Externalities, customs, and manners

While lecturing on externalities on Tuesday, it struck me that a significant role for customary manners is that they let us known which negative externalities it is OK for us to complain about, and which we must just let go. So, at a restaurant, if someone orders a dish that smells bad to us, we should just let it go: one is not allowed to complain about others choice of foods, since there is nothing "impolite" about choosing any menu item the restaurant serves. But if our neighbor buries his head in his bowl of pasta and begins eating like a dog, we may complain: the behavior is impolite, and we are permitted to ask that it cease.

People who get worked up about manners being arbitrary have missed the point: it is far more important we coordinate on certain standards of behavior than is what the particular standards are. Neither slurping nor not slurping soup is intrinsically good or bad: in the US one should not slurp it, and in Japan one should. Differing eating habits easily create annoyance and feelings of disgust, so the point is to have a standard so as to minimize such frictions.

Comments

  1. Externalities: the great rug under which all of the important details are swept.

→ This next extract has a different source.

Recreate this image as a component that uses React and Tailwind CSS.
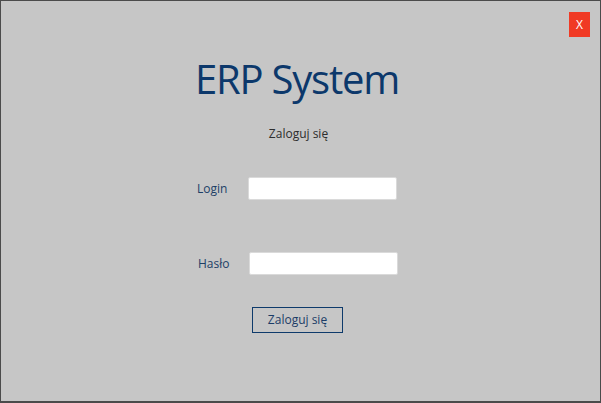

    It's a good observation, Gene, and one which is not at all confined restaurant manners. A large part of academic/policy discussion of economics seems to involve an implicit lobbying as to which externalities we are allowed to factor into our analysis.

    But I don't think anti-social economists and social revolutionaries doubt that it is good to coordinate on certain standards of behavior. They just think these in particular are silly/wrong/evil and want to fight for their own consciously constructed norms.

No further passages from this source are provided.